The U.S. and Afghan failure to reign in corruption has tarnished democracy’s reputation both in the country and beyond it. The project of liberal order-building, which the United States has spearheaded since World War II, took an unnecessary hit because of Obama’s poor wartime leadership in Afghanistan (and Iraq).But even that is not the most damning consequence of Obama’s legacy in Afghanistan. The war was, first and foremost, the frontline global U.S. counterterrorism efforts against the transnational jihadi movement. In 2011, Leon Panetta, then serving as Secretary of Defense, claimed that al-Qaeda was near strategic defeat. The same year President Obama assured Americans that the “tide of war is receding.” Both statements were false, as critics argued at the time and as later events proved. The Administration failed to understand the essential conditions of victory in war: the creation of an alternate just political order. Without a stable and legitimate political order in Afghanistan, there will be no end to political violence there ...

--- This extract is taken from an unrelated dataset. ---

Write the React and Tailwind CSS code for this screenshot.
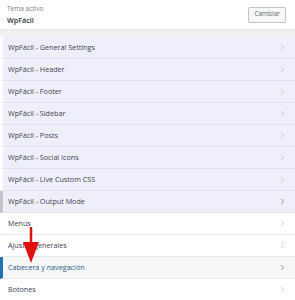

Some critics, in their eagerness to highlight the flaws in President Bush’s handling of the war, argue the U.S. government had unrealistic ambitions for democracy and good government in Afghanistan. But this criticism misses the point and fails to explain what the alternative should be. Whether or not Afghanistan is ready for democratic government—and we should note that Afghanistan’s first democratic constitution was ratified in 1964—it needs an effective government. Competent, functioning institutions are the precondition for any sort of future stability in Afghanistan."